- Data shown:
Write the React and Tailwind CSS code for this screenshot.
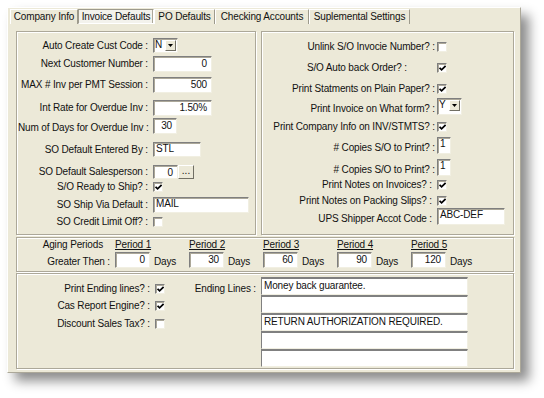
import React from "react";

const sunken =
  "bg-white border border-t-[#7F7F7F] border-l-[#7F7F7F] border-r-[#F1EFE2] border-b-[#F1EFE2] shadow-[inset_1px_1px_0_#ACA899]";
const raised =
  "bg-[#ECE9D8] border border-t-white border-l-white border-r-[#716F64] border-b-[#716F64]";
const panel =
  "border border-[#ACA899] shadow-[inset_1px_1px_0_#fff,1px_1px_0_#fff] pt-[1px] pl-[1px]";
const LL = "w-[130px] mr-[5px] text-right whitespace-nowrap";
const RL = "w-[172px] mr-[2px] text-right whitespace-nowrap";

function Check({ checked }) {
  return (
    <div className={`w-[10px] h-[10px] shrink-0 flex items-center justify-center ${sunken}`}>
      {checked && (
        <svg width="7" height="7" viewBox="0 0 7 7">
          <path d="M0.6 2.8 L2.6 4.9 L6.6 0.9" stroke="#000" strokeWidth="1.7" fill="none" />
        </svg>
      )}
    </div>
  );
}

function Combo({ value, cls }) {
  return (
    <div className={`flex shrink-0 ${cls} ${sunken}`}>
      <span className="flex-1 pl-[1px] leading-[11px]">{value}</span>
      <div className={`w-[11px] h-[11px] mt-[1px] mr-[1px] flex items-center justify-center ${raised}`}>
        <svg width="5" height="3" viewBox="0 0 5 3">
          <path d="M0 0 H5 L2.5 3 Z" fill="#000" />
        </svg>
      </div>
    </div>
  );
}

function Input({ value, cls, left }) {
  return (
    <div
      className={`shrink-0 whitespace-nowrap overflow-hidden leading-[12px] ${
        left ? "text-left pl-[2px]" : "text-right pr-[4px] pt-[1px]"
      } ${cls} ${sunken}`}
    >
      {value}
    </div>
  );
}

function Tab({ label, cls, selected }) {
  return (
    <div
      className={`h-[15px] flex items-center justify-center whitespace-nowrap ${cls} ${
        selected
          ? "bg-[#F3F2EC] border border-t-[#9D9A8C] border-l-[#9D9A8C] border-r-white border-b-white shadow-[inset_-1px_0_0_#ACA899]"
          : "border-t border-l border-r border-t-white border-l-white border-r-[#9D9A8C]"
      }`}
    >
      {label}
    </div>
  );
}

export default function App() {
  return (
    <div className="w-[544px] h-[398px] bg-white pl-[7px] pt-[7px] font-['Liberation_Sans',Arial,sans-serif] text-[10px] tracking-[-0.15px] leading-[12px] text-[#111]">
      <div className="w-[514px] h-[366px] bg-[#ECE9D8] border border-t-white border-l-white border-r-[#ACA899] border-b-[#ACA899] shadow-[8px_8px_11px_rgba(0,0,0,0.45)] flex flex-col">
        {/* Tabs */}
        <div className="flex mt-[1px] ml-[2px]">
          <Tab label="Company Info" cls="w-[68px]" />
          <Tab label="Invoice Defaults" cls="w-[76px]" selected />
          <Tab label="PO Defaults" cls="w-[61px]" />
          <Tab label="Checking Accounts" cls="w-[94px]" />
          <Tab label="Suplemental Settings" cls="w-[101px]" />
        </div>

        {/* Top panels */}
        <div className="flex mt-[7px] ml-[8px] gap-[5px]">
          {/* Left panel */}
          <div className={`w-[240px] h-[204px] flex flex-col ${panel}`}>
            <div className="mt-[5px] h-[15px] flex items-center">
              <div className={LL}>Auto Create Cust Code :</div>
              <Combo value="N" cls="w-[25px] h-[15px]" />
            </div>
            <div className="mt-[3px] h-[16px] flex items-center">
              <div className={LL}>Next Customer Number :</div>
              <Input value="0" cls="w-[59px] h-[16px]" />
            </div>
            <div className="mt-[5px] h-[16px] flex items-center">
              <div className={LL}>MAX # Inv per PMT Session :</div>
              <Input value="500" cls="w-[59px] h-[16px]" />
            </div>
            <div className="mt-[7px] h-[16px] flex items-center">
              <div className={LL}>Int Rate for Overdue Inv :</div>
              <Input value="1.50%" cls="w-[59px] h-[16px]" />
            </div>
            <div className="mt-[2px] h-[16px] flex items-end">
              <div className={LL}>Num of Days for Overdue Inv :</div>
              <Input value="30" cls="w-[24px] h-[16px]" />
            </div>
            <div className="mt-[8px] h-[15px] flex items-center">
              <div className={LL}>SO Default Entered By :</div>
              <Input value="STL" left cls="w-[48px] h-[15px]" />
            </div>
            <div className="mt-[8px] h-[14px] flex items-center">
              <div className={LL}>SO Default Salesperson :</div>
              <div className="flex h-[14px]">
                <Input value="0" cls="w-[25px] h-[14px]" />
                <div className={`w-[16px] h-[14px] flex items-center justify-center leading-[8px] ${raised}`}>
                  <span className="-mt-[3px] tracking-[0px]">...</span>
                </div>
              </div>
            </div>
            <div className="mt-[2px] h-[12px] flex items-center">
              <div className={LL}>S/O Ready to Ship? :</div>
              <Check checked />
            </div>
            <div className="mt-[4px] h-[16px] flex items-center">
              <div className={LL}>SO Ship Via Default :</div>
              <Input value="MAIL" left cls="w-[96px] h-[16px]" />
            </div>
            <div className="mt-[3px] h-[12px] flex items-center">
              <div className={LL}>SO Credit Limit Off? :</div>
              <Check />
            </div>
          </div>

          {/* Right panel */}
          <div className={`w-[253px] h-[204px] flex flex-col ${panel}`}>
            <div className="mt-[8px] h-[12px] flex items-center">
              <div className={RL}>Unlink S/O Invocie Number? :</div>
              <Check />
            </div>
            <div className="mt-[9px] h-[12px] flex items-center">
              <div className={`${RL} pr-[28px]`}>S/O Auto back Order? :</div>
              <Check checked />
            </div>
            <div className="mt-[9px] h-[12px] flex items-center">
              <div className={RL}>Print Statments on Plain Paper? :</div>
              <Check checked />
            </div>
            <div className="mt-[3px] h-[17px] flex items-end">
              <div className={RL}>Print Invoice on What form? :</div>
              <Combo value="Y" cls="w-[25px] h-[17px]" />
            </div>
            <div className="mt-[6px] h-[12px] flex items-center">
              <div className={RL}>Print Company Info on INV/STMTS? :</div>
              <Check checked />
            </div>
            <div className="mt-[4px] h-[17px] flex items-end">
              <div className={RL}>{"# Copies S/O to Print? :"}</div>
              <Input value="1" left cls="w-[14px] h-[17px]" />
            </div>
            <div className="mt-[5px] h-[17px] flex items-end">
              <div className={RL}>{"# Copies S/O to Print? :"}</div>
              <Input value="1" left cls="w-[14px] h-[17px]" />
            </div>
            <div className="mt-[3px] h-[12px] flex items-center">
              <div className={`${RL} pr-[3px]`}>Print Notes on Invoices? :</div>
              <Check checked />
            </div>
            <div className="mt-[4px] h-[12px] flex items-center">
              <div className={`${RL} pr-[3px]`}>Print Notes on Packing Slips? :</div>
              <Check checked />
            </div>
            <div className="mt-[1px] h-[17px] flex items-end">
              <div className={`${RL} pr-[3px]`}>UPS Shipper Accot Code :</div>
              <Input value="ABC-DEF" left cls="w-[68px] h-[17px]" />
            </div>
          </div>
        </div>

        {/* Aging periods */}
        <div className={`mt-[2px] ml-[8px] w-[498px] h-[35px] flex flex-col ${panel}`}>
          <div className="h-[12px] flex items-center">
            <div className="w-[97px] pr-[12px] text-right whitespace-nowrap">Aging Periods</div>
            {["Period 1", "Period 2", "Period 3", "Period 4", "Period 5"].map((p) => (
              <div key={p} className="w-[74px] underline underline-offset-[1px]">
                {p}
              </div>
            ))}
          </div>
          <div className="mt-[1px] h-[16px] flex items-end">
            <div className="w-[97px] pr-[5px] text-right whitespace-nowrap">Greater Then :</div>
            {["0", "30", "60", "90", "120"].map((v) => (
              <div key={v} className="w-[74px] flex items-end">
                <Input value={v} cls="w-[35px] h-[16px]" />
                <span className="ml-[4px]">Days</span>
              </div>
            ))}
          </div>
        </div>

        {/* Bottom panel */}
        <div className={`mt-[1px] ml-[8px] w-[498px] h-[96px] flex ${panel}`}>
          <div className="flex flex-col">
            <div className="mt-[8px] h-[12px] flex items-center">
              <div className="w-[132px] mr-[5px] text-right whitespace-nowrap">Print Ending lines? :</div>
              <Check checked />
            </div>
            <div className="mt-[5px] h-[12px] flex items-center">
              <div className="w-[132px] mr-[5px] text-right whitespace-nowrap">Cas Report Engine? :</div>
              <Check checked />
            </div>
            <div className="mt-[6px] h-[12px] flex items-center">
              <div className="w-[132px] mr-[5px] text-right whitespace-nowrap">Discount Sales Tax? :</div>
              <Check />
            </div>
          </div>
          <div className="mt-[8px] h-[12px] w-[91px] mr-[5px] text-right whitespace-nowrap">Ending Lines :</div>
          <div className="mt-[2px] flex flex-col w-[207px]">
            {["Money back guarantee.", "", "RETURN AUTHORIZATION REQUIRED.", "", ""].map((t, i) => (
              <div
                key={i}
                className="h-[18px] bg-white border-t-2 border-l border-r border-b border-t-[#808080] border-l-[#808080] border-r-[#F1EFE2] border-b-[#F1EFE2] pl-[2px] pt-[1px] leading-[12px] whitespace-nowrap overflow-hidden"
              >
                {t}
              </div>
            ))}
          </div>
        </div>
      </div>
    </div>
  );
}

- Exercise goal:
Restate the data word for word from its first line through the line with "import React from", leaving out any picture along the way.

- Task answer:
Write the React and Tailwind CSS code for this screenshot.
import React from "react";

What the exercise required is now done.